Data>
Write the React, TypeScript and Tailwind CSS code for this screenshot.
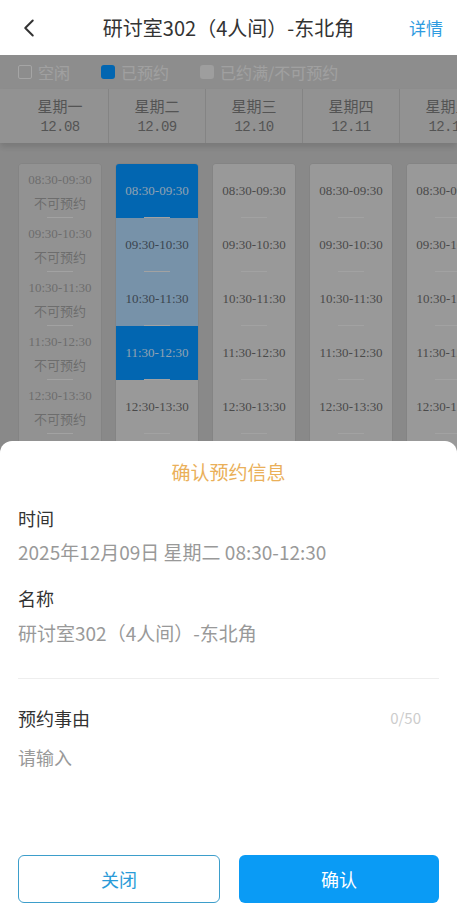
import { ChevronLeft } from "lucide-react";

type slotState = "closed" | "free" | "picked" | "range";

type dayTypes = {
    name: string;
    date: string;
    closed?: boolean;
};

const days: dayTypes[] = [
    { name: "星期一", date: "12.08", closed: true },
    { name: "星期二", date: "12.09" },
    { name: "星期三", date: "12.10" },
    { name: "星期四", date: "12.11" },
    { name: "星期五", date: "12.12" },
];

const times = ["08:30-09:30", "09:30-10:30", "10:30-11:30", "11:30-12:30", "12:30-13:30", "13:30-14:30"];

const getState = (dayIndex: number, slotIndex: number): slotState => {
    if (days[dayIndex].closed) return "closed";
    if (dayIndex === 1) {
        if (slotIndex === 0 || slotIndex === 3) return "picked";
        if (slotIndex === 1 || slotIndex === 2) return "range";
    }
    return "free";
};

const slotStyles: Record<slotState, string> = {
    closed: "bg-[#d2d2d2] text-[#9d9d9d]",
    free: "bg-[#dcdcdc] text-[#6b6b6b]",
    picked: "bg-[#0392fe] text-[#cfe6ff]",
    range: "bg-[#abd2f3] text-[#566472]",
};

const Slot = ({ time, state }: { time: string; state: slotState }) => (
    <div className={`h-[54px] flex flex-col ${slotStyles[state]}`}>
        <div className="flex-1 flex flex-col items-center justify-center font-['Liberation_Serif','Noto_Sans_CJK_SC',serif] text-[13px] leading-[23px]">
            <span>{time}</span>
            {state === "closed" && <span className="font-['Noto_Sans_CJK_SC',sans-serif]">不可预约</span>}
        </div>
        <div className="h-px w-[26px] mx-auto bg-[#e8e8e8]" />
    </div>
);

const App = () => {
    return (
        <div className="relative w-[457px] h-[915px] overflow-hidden bg-[#c5c5c5] font-['Noto_Sans_CJK_SC',sans-serif]">
            {/* Nav bar */}
            <div className="h-[55px] bg-white flex items-center justify-between pl-[14px] pr-[14px]">
                <ChevronLeft size={30} strokeWidth={1.6} color="#333" />
                <div className="text-[20px] text-[#333] ml-[4px]">研讨室302（4人间）-东北角</div>
                <div className="text-[17px] text-[#2f9be0]">详情</div>
            </div>

            {/* Legend */}
            <div className="h-[34px] bg-[#cbcbcb] flex items-center gap-[31px] pl-[18px] text-[16px] text-[#e6e6e6]">
                <div className="flex items-center gap-[6px]">
                    <span className="w-[14px] h-[14px] border border-[#ececec] rounded-[2px]" />
                    空闲
                </div>
                <div className="flex items-center gap-[6px]">
                    <span className="w-[14px] h-[14px] bg-[#0392fe] rounded-[3px]" />
                    已预约
                </div>
                <div className="flex items-center gap-[6px]">
                    <span className="w-[14px] h-[14px] bg-[#e2e2e2] rounded-[3px]" />
                    已约满/不可预约
                </div>
            </div>

            {/* Week header */}
            <div className="h-[54px] bg-[#d2d2d2] flex pl-[12px] shadow-[0_4px_6px_rgba(0,0,0,0.12)] relative">
                {days.map((day) => (
                    <div
                        key={day.date}
                        className="w-[97px] shrink-0 border-r border-[#bebebe] flex flex-col items-center justify-center text-[#797979]"
                    >
                        <span className="text-[15px] leading-[22px]">{day.name}</span>
                        <span className="text-[14px] leading-[20px] font-['Liberation_Mono',monospace] tracking-[-0.6px]">
                            {day.date}
                        </span>
                    </div>
                ))}
            </div>

            {/* Slots */}
            <div className="h-[400px] overflow-hidden flex pl-[12px] pt-[20px]">
                {days.map((day, dayIndex) => (
                    <div key={day.date} className="w-[97px] shrink-0 pl-[6px] pr-[7px]">
                        <div className="rounded-[4px] border border-[#bebebe] overflow-hidden">
                            {times.map((time, slotIndex) => (
                                <Slot key={time} time={time} state={getState(dayIndex, slotIndex)} />
                            ))}
                        </div>
                    </div>
                ))}
            </div>

            {/* Mask */}
            <div className="absolute left-0 right-0 top-[55px] bottom-0 bg-black/30" />

            {/* Confirm sheet */}
            <div className="absolute left-0 right-0 bottom-0 h-[474px] bg-white rounded-t-[12px] px-[18px] pb-[12px] flex flex-col">
                <div className="pt-[18px] text-center text-[19px] leading-[26px] text-[#eab05a]">确认预约信息</div>
                <div className="mt-[20px]">
                    <div className="text-[18px] leading-[26px] text-[#333]">时间</div>
                    <div className="mt-[8px] text-[19px] leading-[26px] text-[#999]">
                        2025年12月09日 星期二 08:30-12:30
                    </div>
                </div>
                <div className="mt-[20px]">
                    <div className="text-[18px] leading-[26px] text-[#333]">名称</div>
                    <div className="mt-[9px] text-[19px] leading-[26px] text-[#999]">研讨室302（4人间）-东北角</div>
                </div>
                <div className="mt-[32px] h-px bg-[#eeeeee]" />
                <div className="mt-[26px] flex items-center justify-between">
                    <span className="text-[18px] leading-[26px] text-[#333]">预约事由</span>
                    <span className="mr-[18px] text-[15px] text-[#cccccc]">0/50</span>
                </div>
                <div className="mt-[13px] text-[18px] leading-[26px] text-[#999]">请输入</div>
                <div className="mt-auto flex gap-[19px]">
                    <button className="flex-1 h-[48px] rounded-[6px] border border-[#3d9ecb] text-[18px] text-[#2a9bd8]">
                        关闭
                    </button>
                    <button className="flex-1 h-[48px] rounded-[6px] bg-[#0a9bf5] text-[18px] text-white">确认</button>
                </div>
            </div>
        </div>
    );
};

export default App;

Task details>
Leave the images out and output the remaining material exactly as it stands.

Reply to the exercise>
Write the React, TypeScript and Tailwind CSS code for this screenshot.
import { ChevronLeft } from "lucide-react";

type slotState = "closed" | "free" | "picked" | "range";

type dayTypes = {
    name: string;
    date: string;
    closed?: boolean;
};

const days: dayTypes[] = [
    { name: "星期一", date: "12.08", closed: true },
    { name: "星期二", date: "12.09" },
    { name: "星期三", date: "12.10" },
    { name: "星期四", date: "12.11" },
    { name: "星期五", date: "12.12" },
];

const times = ["08:30-09:30", "09:30-10:30", "10:30-11:30", "11:30-12:30", "12:30-13:30", "13:30-14:30"];

const getState = (dayIndex: number, slotIndex: number): slotState => {
    if (days[dayIndex].closed) return "closed";
    if (dayIndex === 1) {
        if (slotIndex === 0 || slotIndex === 3) return "picked";
        if (slotIndex === 1 || slotIndex === 2) return "range";
    }
    return "free";
};

const slotStyles: Record<slotState, string> = {
    closed: "bg-[#d2d2d2] text-[#9d9d9d]",
    free: "bg-[#dcdcdc] text-[#6b6b6b]",
    picked: "bg-[#0392fe] text-[#cfe6ff]",
    range: "bg-[#abd2f3] text-[#566472]",
};

const Slot = ({ time, state }: { time: string; state: slotState }) => (
    <div className={`h-[54px] flex flex-col ${slotStyles[state]}`}>
        <div className="flex-1 flex flex-col items-center justify-center font-['Liberation_Serif','Noto_Sans_CJK_SC',serif] text-[13px] leading-[23px]">
            <span>{time}</span>
            {state === "closed" && <span className="font-['Noto_Sans_CJK_SC',sans-serif]">不可预约</span>}
        </div>
        <div className="h-px w-[26px] mx-auto bg-[#e8e8e8]" />
    </div>
);

const App = () => {
    return (
        <div className="relative w-[457px] h-[915px] overflow-hidden bg-[#c5c5c5] font-['Noto_Sans_CJK_SC',sans-serif]">
            {/* Nav bar */}
            <div className="h-[55px] bg-white flex items-center justify-between pl-[14px] pr-[14px]">
                <ChevronLeft size={30} strokeWidth={1.6} color="#333" />
                <div className="text-[20px] text-[#333] ml-[4px]">研讨室302（4人间）-东北角</div>
                <div className="text-[17px] text-[#2f9be0]">详情</div>
            </div>

            {/* Legend */}
            <div className="h-[34px] bg-[#cbcbcb] flex items-center gap-[31px] pl-[18px] text-[16px] text-[#e6e6e6]">
                <div className="flex items-center gap-[6px]">
                    <span className="w-[14px] h-[14px] border border-[#ececec] rounded-[2px]" />
                    空闲
                </div>
                <div className="flex items-center gap-[6px]">
                    <span className="w-[14px] h-[14px] bg-[#0392fe] rounded-[3px]" />
                    已预约
                </div>
                <div className="flex items-center gap-[6px]">
                    <span className="w-[14px] h-[14px] bg-[#e2e2e2] rounded-[3px]" />
                    已约满/不可预约
                </div>
            </div>

            {/* Week header */}
            <div className="h-[54px] bg-[#d2d2d2] flex pl-[12px] shadow-[0_4px_6px_rgba(0,0,0,0.12)] relative">
                {days.map((day) => (
                    <div
                        key={day.date}
                        className="w-[97px] shrink-0 border-r border-[#bebebe] flex flex-col items-center justify-center text-[#797979]"
                    >
                        <span className="text-[15px] leading-[22px]">{day.name}</span>
                        <span className="text-[14px] leading-[20px] font-['Liberation_Mono',monospace] tracking-[-0.6px]">
                            {day.date}
                        </span>
                    </div>
                ))}
            </div>

            {/* Slots */}
            <div className="h-[400px] overflow-hidden flex pl-[12px] pt-[20px]">
                {days.map((day, dayIndex) => (
                    <div key={day.date} className="w-[97px] shrink-0 pl-[6px] pr-[7px]">
                        <div className="rounded-[4px] border border-[#bebebe] overflow-hidden">
                            {times.map((time, slotIndex) => (
                                <Slot key={time} time={time} state={getState(dayIndex, slotIndex)} />
                            ))}
                        </div>
                    </div>
                ))}
            </div>

            {/* Mask */}
            <div className="absolute left-0 right-0 top-[55px] bottom-0 bg-black/30" />

            {/* Confirm sheet */}
            <div className="absolute left-0 right-0 bottom-0 h-[474px] bg-white rounded-t-[12px] px-[18px] pb-[12px] flex flex-col">
                <div className="pt-[18px] text-center text-[19px] leading-[26px] text-[#eab05a]">确认预约信息</div>
                <div className="mt-[20px]">
                    <div className="text-[18px] leading-[26px] text-[#333]">时间</div>
                    <div className="mt-[8px] text-[19px] leading-[26px] text-[#999]">
                        2025年12月09日 星期二 08:30-12:30
                    </div>
                </div>
                <div className="mt-[20px]">
                    <div className="text-[18px] leading-[26px] text-[#333]">名称</div>
                    <div className="mt-[9px] text-[19px] leading-[26px] text-[#999]">研讨室302（4人间）-东北角</div>
                </div>
                <div className="mt-[32px] h-px bg-[#eeeeee]" />
                <div className="mt-[26px] flex items-center justify-between">
                    <span className="text-[18px] leading-[26px] text-[#333]">预约事由</span>
                    <span className="mr-[18px] text-[15px] text-[#cccccc]">0/50</span>
                </div>
                <div className="mt-[13px] text-[18px] leading-[26px] text-[#999]">请输入</div>
                <div className="mt-auto flex gap-[19px]">
                    <button className="flex-1 h-[48px] rounded-[6px] border border-[#3d9ecb] text-[18px] text-[#2a9bd8]">
                        关闭
                    </button>
                    <button className="flex-1 h-[48px] rounded-[6px] bg-[#0a9bf5] text-[18px] text-white">确认</button>
                </div>
            </div>
        </div>
    );
};

export default App;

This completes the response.